▸ Stated goal
Please reproduce the lines of the records below from the one holding "Give me the" through the one holding "const indents = [86, 66];", inclusive, skipping all pictures.

====================

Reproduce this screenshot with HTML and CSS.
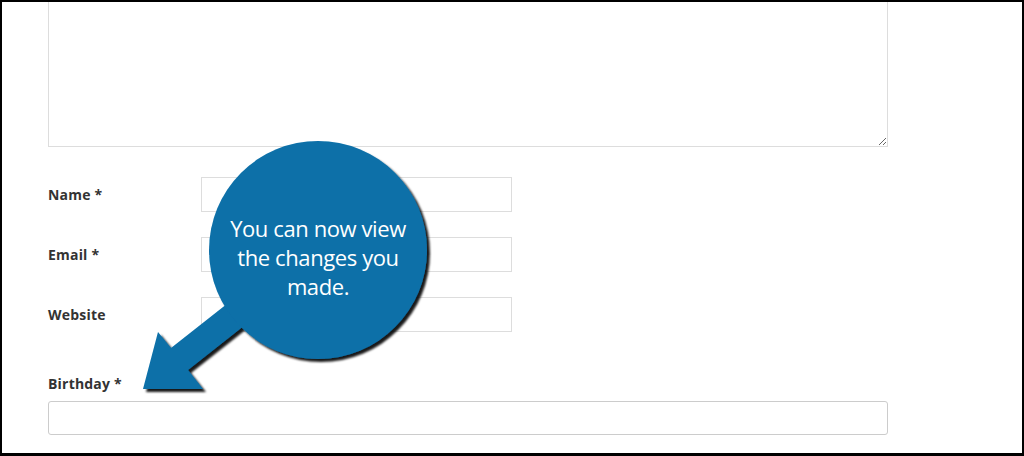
FILE: index.html
```html
<!DOCTYPE html>
<html lang="en">
<head>
  <meta charset="UTF-8" />
  <meta name="viewport" content="width=device-width, initial-scale=1" />
  <title>Comment Form</title>
  <link rel="stylesheet" href="styles.css">
</head>
<body>
  <div class="page">
    <form class="comment-form">
      <textarea class="comment-box"></textarea>

      <div class="field-row">
        <label>Name *</label>
        <input type="text" class="short-input" />
      </div>
      <div class="field-row">
        <label>Email *</label>
        <input type="text" class="short-input" />
      </div>
      <div class="field-row">
        <label>Website</label>
        <input type="text" class="short-input" />
      </div>

      <div class="birthday-field">
        <label>Birthday *</label>
        <input type="text" class="wide-input" />
      </div>
    </form>

    <!-- callout drawn over the form -->
    <svg class="callout" width="1024" height="456" viewBox="0 0 1024 456">
      <defs>
        <filter id="shadow" x="-20%" y="-20%" width="140%" height="140%">
          <feDropShadow dx="3" dy="3" stdDeviation="1" flood-color="#000" flood-opacity="0.9" />
        </filter>
      </defs>
      <g filter="url(#shadow)" fill="#0a6fa8">
        <path d="M143 389 L158 332 L171 348 L280 262 L297 284 L188 370 L203 389 Z" />
        <circle cx="318" cy="250" r="109" />
      </g>
    </svg>
    <div class="callout-text">You can now view<br>the changes you<br>made.</div>
  </div>
</body>
</html>
```

FILE: styles.css
```css
body {
  margin: 0;
  background: #fff;
  font-family: 'Open Sans', sans-serif;
}
.page {
  position: relative;
  height: 456px;
  box-sizing: border-box;
  border: 2px solid #000;
  border-bottom-width: 3px;
  overflow: hidden;
}
.comment-form {
  padding-left: 46px;
  margin-top: -30px;
}
.comment-box {
  display: block;
  width: 840px;
  height: 175px;
  box-sizing: border-box;
  border: 1px solid #ddd;
  margin: 0 0 30px;
  resize: vertical;
}
.field-row {
  display: flex;
  align-items: center;
  height: 35px;
  margin-bottom: 25px;
}
.field-row label,
.birthday-field label {
  font-size: 14px;
  font-weight: bold;
  color: #333;
  letter-spacing: 0.2px;
}
.field-row label {
  width: 153px;
}
.short-input {
  width: 311px;
  height: 35px;
  box-sizing: border-box;
  border: 1px solid #ddd;
  margin: 0;
}
.birthday-field {
  padding-top: 17px;
}
.birthday-field label {
  display: block;
  margin-bottom: 8px;
}
.wide-input {
  display: block;
  width: 840px;
  height: 34px;
  box-sizing: border-box;
  border: 1px solid #ccc;
  border-radius: 3px;
  margin: 0;
}
.callout {
  position: absolute;
  top: -2px;
  left: -2px;
  pointer-events: none;
}
.callout-text {
  position: absolute;
  left: 196px;
  top: 212px;
  width: 240px;
  text-align: center;
  color: #fff;
  font-size: 22px;
  line-height: 29px;
  letter-spacing: -0.4px;
}
```
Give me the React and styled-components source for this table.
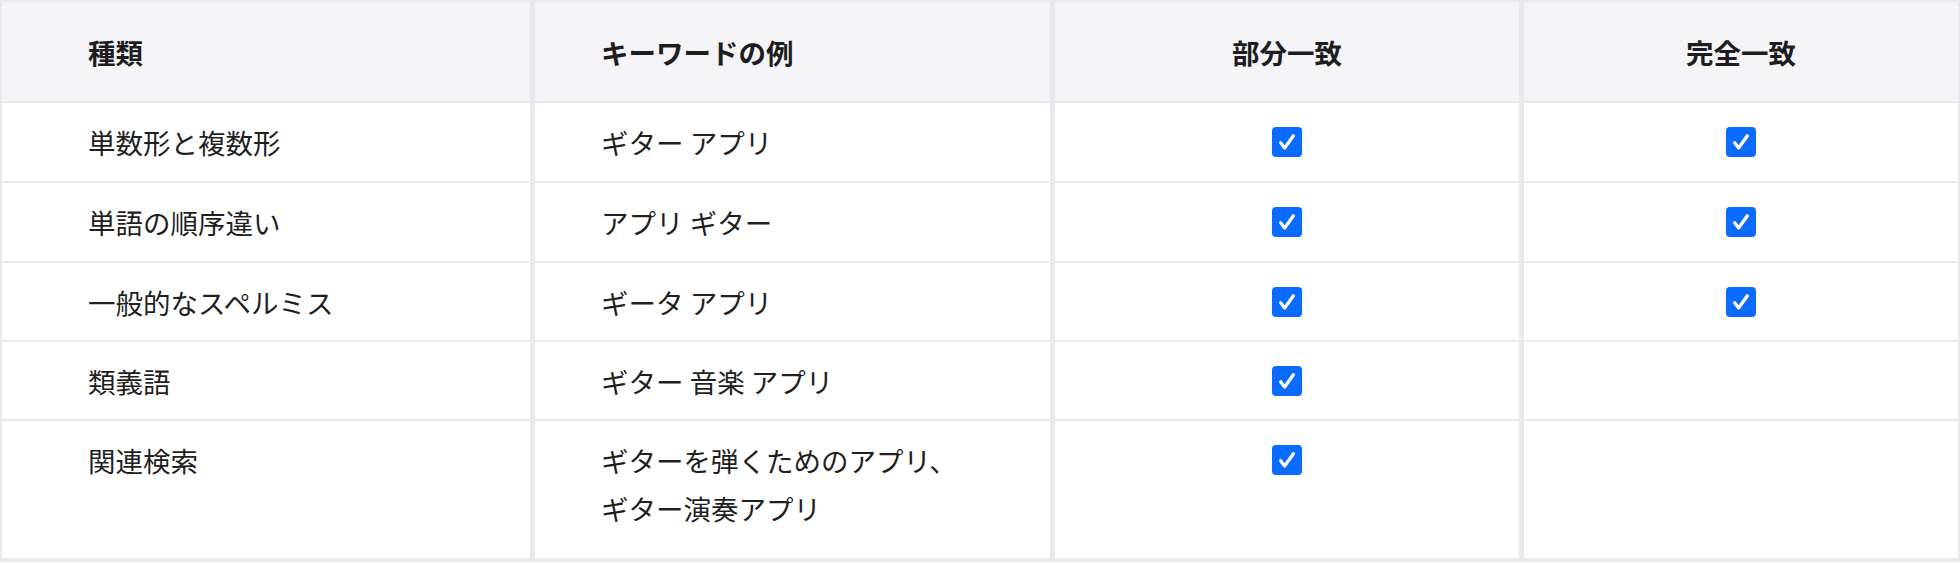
import styled, { createGlobalStyle } from "styled-components";

const GlobalStyle = createGlobalStyle`
  html, body {
    margin: 0;
    padding: 0;
    background: #ffffff;
  }
  body {
    font-family: "Noto Sans CJK JP", "Noto Sans", sans-serif;
    color: #1d1d1f;
  }
`;

const Table = styled.div`
  width: 1960px;
  box-sizing: border-box;
  display: grid;
  grid-template-columns: 528px 515px 464px 434px;
  grid-template-rows: 99px 78px 78px 77px 77px 137px;
  column-gap: 5px;
  row-gap: 2px;
  padding: 2px 2px 4px 2px;
  background: #e8e8ed;
`;

const HeadCell = styled.div`
  background: #f4f4f6;
  display: flex;
  align-items: center;
  justify-content: ${(p) => (p.$center ? "center" : "flex-start")};
  padding-left: ${(p) => (p.$center ? 0 : p.$indent)}px;
  font-size: 27.5px;
  font-weight: 700;
  color: #1d1d1f;
`;

const Cell = styled.div`
  background: #ffffff;
  box-sizing: border-box;
  padding: 15px 0 0 ${(p) => (p.$center ? 0 : p.$indent)}px;
  display: flex;
  flex-direction: column;
  align-items: ${(p) => (p.$center ? "center" : "flex-start")};
  font-size: 27.5px;
  line-height: 48px;
  color: #1f1f1f;
`;

const Line = styled.span`
  display: block;
  white-space: nowrap;
`;

const Check = styled.span`
  display: flex;
  align-items: center;
  height: 48px;
`;

const Box = styled.span`
  width: 30px;
  height: 30px;
  border-radius: 4px;
  background: #0a6cff;
  display: flex;
  align-items: center;
  justify-content: center;
`;

const indents = [86, 66];

const rows = [
  { kind: "単数形と複数形", words: ["ギター アプリ"], partial: true, exact: true },
  { kind: "単語の順序違い", words: ["アプリ ギター"], partial: true, exact: true },
  { kind: "一般的なスペルミス", words: ["ギータ アプリ"], partial: true, exact: true },
  { kind: "類義語", words: ["ギター 音楽 アプリ"], partial: true, exact: false },
  {
    kind: "関連検索",
    words: ["ギターを弾くためのアプリ、", "ギター演奏アプリ"],
    partial: true,
    exact: false,
  },
];

function Checkbox() {
  return (
    <Check>
      <Box>
        <svg width="30" height="30" viewBox="0 0 30 30">
          <path
            d="M8.6 15.8 L12.6 21 L21.4 8.8"
            fill="none"
            stroke="#ffffff"
            strokeWidth="3.2"
            strokeLinecap="round"
            strokeLinejoin="round"
          />
        </svg>
      </Box>
    </Check>
  );
}

export default function App() {
  return (
    <>
      <GlobalStyle />
      <Table>
        <HeadCell $indent={indents[0]}>種類</HeadCell>
        <HeadCell $indent={indents[1]}>キーワードの例</HeadCell>
        <HeadCell $center>部分一致</HeadCell>
        <HeadCell $center>完全一致</HeadCell>

        {rows.map((row, i) => [
          <Cell key={`k${i}`} $indent={indents[0]}>
            <Line>{row.kind}</Line>
          </Cell>,
          <Cell key={`w${i}`} $indent={indents[1]}>
            {row.words.map((w, j) => (
              <Line key={j}>{w}</Line>
            ))}
          </Cell>,
          <Cell key={`p${i}`} $center>
            {row.partial && <Checkbox />}
          </Cell>,
          <Cell key={`e${i}`} $center>
            {row.exact && <Checkbox />}
          </Cell>,
        ])}
      </Table>
    </>
  );
}
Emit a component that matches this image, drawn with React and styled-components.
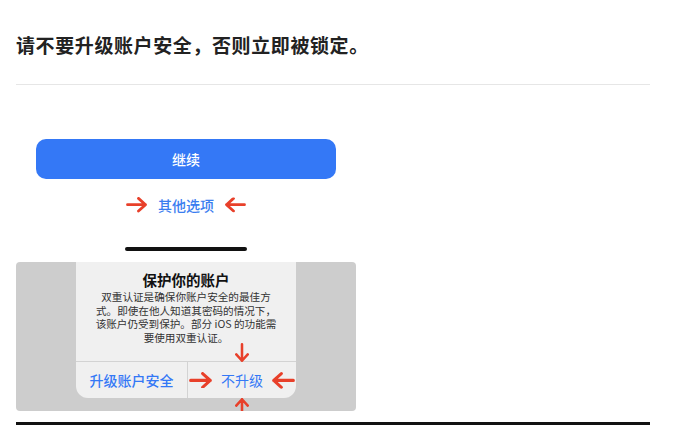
import React from "react";
import styled, { createGlobalStyle } from "styled-components";

const GlobalStyle = createGlobalStyle`
  html, body {
    margin: 0;
    padding: 0;
    background: #ffffff;
  }
  body {
    font-family: "Noto Sans CJK SC", "Noto Sans", "Liberation Sans", sans-serif;
  }
`;

const Arrow = ({ dir = "right", size = 22 }) => {
  const rot = { right: 0, left: 180, down: 90, up: -90 }[dir];
  return (
    <svg
      width={size}
      height={size * 0.7}
      viewBox="0 0 22 15"
      style={{ transform: `rotate(${rot}deg)` }}
    >
      <path
        d="M1.5 7.5 H19.5 M12.5 1.2 L19.5 7.5 L12.5 13.8"
        fill="none"
        stroke="#e8402a"
        strokeWidth="2.8"
        strokeLinecap="round"
        strokeLinejoin="round"
      />
    </svg>
  );
};

const App = () => {
  return (
    <Page>
      <GlobalStyle />
      <Title>请不要升级账户安全，否则立即被锁定。</Title>
      <Divider />
      <Figure>
        <PhoneTop>
          <ContinueButton>继续</ContinueButton>
          <OptionsRow>
            <Arrow dir="right" />
            <OptionsLink>其他选项</OptionsLink>
            <Arrow dir="left" />
          </OptionsRow>
          <HomeBar />
        </PhoneTop>
        <Shot>
          <Dialog>
            <DialogTitle>保护你的账户</DialogTitle>
            <DialogBody>
              双重认证是确保你账户安全的最佳方
              <br />
              式。即使在他人知道其密码的情况下，
              <br />
              该账户仍受到保护。部分 iOS 的功能需
              <br />
              要使用双重认证。
            </DialogBody>
            <Actions>
              <Action>
                <ActionText $strong>升级账户安全</ActionText>
              </Action>
              <Action $split>
                <Arrow dir="right" size={24} />
                <ActionText>不升级</ActionText>
                <Arrow dir="left" size={24} />
                <DownMark>
                  <Arrow dir="down" size={20} />
                </DownMark>
                <UpMark>
                  <Arrow dir="up" size={20} />
                </UpMark>
              </Action>
            </Actions>
          </Dialog>
        </Shot>
      </Figure>
      <BottomRule />
    </Page>
  );
};

export default App;

const Page = styled.div`
  padding: 31px 44px 0 16px;
  height: 425px;
  box-sizing: border-box;
  overflow: hidden;
`;

const Title = styled.h2`
  margin: 0;
  font-size: 19px;
  letter-spacing: 0.6px;
  line-height: 27px;
  font-weight: 700;
  color: #222222;
  text-spacing-trim: space-all;
`;

const Divider = styled.div`
  margin-top: 26px;
  height: 1px;
  background: #e6e6e6;
`;

const Figure = styled.div`
  width: 340px;
`;

const PhoneTop = styled.div`
  display: flex;
  flex-direction: column;
  align-items: center;
  padding-top: 54px;
  height: 177px;
  box-sizing: border-box;
`;

const ContinueButton = styled.div`
  width: 300px;
  height: 40px;
  border-radius: 10px;
  background: #3478f6;
  color: #ffffff;
  font-size: 14px;
  font-weight: 500;
  display: flex;
  align-items: center;
  justify-content: center;
`;

const OptionsRow = styled.div`
  margin-top: 16px;
  height: 20px;
  display: flex;
  align-items: center;
  gap: 10px;
`;

const OptionsLink = styled.span`
  color: #3a7df0;
  font-size: 14px;
  font-weight: 500;
  line-height: 20px;
`;

const HomeBar = styled.div`
  margin-top: 32px;
  width: 122px;
  height: 4px;
  border-radius: 2px;
  background: #111111;
`;

const Shot = styled.div`
  height: 149px;
  background: #cdcdcd;
  border-radius: 4px;
  display: flex;
  justify-content: center;
  overflow: hidden;
`;

const Dialog = styled.div`
  width: 220px;
  height: 136px;
  background: #f0f0f0;
  border-radius: 0 0 12px 12px;
  display: flex;
  flex-direction: column;
  align-items: center;
  padding-top: 8px;
  box-sizing: border-box;
`;

const DialogTitle = styled.div`
  font-size: 14.5px;
  font-weight: 700;
  line-height: 20px;
  color: #111111;
`;

const DialogBody = styled.div`
  margin-top: 0;
  font-size: 10.6px;
  line-height: 13.5px;
  color: #333333;
  text-align: center;
  white-space: nowrap;
`;

const Actions = styled.div`
  margin-top: auto;
  width: 100%;
  height: 36px;
  border-top: 1px solid #d3d3d3;
  display: grid;
  grid-template-columns: 111px 1fr;
`;

const Action = styled.div`
  position: relative;
  display: flex;
  align-items: center;
  justify-content: center;
  gap: 8px;
  border-left: ${(p) => (p.$split ? "1px solid #d3d3d3" : "none")};
`;

const ActionText = styled.span`
  color: #3478f6;
  font-size: 14px;
  font-weight: ${(p) => (p.$strong ? 500 : 400)};
  line-height: 20px;
`;

const DownMark = styled.div`
  position: absolute;
  left: 50%;
  top: -16px;
  transform: translateX(-50%);
  display: flex;
`;

const UpMark = styled.div`
  position: absolute;
  left: 50%;
  bottom: -16px;
  transform: translateX(-50%);
  display: flex;
`;

const BottomRule = styled.div`
  margin-top: 11px;
  height: 3px;
  background: #111111;
`;
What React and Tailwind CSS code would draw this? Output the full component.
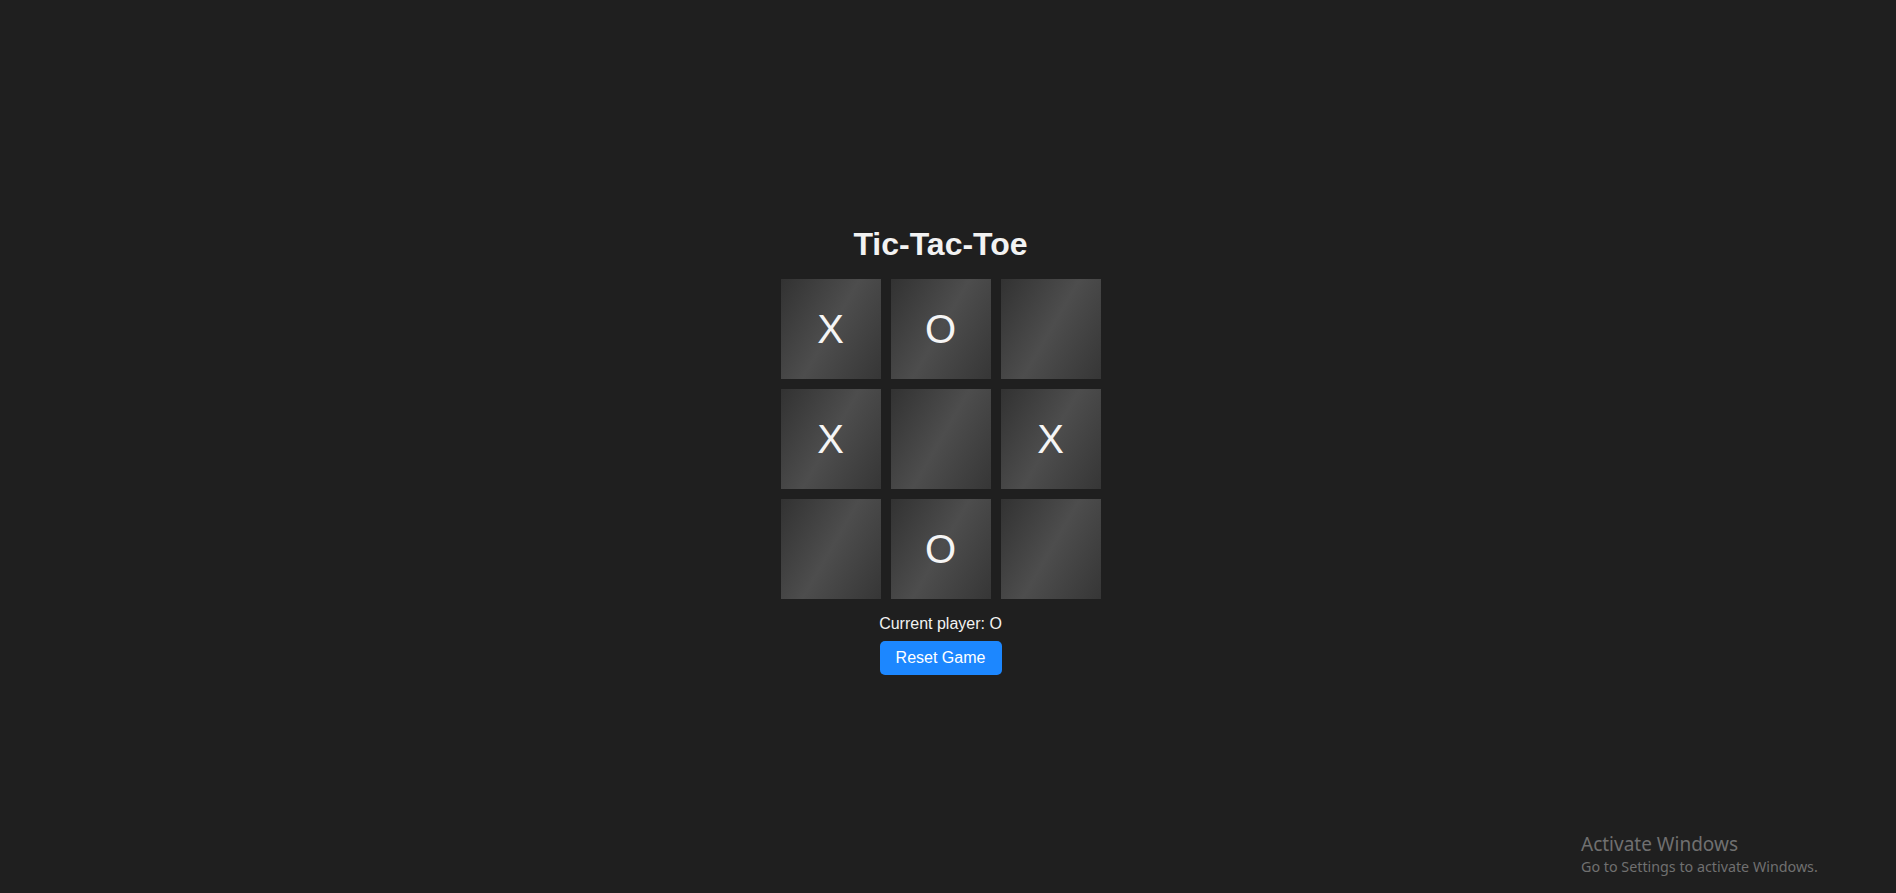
import { useState } from 'react';

const start = ['X', 'O', '', 'X', '', 'X', '', 'O', ''];

export default function App() {
  const [board, setBoard] = useState(start);
  const [player, setPlayer] = useState('O');

  const play = (i) => {
    if (board[i]) return;
    const next = board.slice();
    next[i] = player;
    setBoard(next);
    setPlayer(player === 'X' ? 'O' : 'X');
  };

  const reset = () => {
    setBoard(Array(9).fill(''));
    setPlayer('X');
  };

  return (
    <div className="relative min-h-[893px] w-full bg-[#1f1f1f] font-['Liberation_Sans',Arial,sans-serif] text-[#f2f2f2] overflow-hidden">
      <div className="flex flex-col items-center pr-[15px] pt-[226px]">
        <h1 className="text-[32px] font-bold leading-[37px] m-0">Tic-Tac-Toe</h1>
        <div className="mt-[16px] grid grid-cols-[repeat(3,100px)] gap-[10px]">
          {board.map((v, i) => (
            <button
              key={i}
              onClick={() => play(i)}
              className="w-[100px] h-[100px] flex items-center justify-center text-[40px] leading-none text-[#f5f5f5] bg-[linear-gradient(120deg,#323232_0%,#4d4d4d_50%,#363636_100%)] cursor-pointer"
            >
              {v}
            </button>
          ))}
        </div>
        <p className="mt-[16px] text-base leading-[18px]">Current player: {player}</p>
        <button
          onClick={reset}
          className="mt-[8px] w-[122px] h-[34px] rounded-[5px] bg-[#1c87ff] text-white text-base cursor-pointer"
        >
          Reset Game
        </button>
      </div>

      <div className="absolute left-[1581px] top-[833px] text-[#707070] font-['Noto_Sans','Open_Sans',sans-serif] pointer-events-none select-none">
        <div className="text-[19px] leading-[23px]">Activate Windows</div>
        <div className="text-[14.3px] leading-[20px] mt-[1px]">Go to Settings to activate Windows.</div>
      </div>
    </div>
  );
}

====================

▸ Solution to this task
Give me the React and styled-components source for this table.
import styled, { createGlobalStyle } from "styled-components";

const GlobalStyle = createGlobalStyle`
  html, body {
    margin: 0;
    padding: 0;
    background: #ffffff;
  }
  body {
    font-family: "Noto Sans CJK JP", "Noto Sans", sans-serif;
    color: #1d1d1f;
  }
`;

const Table = styled.div`
  width: 1960px;
  box-sizing: border-box;
  display: grid;
  grid-template-columns: 528px 515px 464px 434px;
  grid-template-rows: 99px 78px 78px 77px 77px 137px;
  column-gap: 5px;
  row-gap: 2px;
  padding: 2px 2px 4px 2px;
  background: #e8e8ed;
`;

const HeadCell = styled.div`
  background: #f4f4f6;
  display: flex;
  align-items: center;
  justify-content: ${(p) => (p.$center ? "center" : "flex-start")};
  padding-left: ${(p) => (p.$center ? 0 : p.$indent)}px;
  font-size: 27.5px;
  font-weight: 700;
  color: #1d1d1f;
`;

const Cell = styled.div`
  background: #ffffff;
  box-sizing: border-box;
  padding: 15px 0 0 ${(p) => (p.$center ? 0 : p.$indent)}px;
  display: flex;
  flex-direction: column;
  align-items: ${(p) => (p.$center ? "center" : "flex-start")};
  font-size: 27.5px;
  line-height: 48px;
  color: #1f1f1f;
`;

const Line = styled.span`
  display: block;
  white-space: nowrap;
`;

const Check = styled.span`
  display: flex;
  align-items: center;
  height: 48px;
`;

const Box = styled.span`
  width: 30px;
  height: 30px;
  border-radius: 4px;
  background: #0a6cff;
  display: flex;
  align-items: center;
  justify-content: center;
`;

const indents = [86, 66];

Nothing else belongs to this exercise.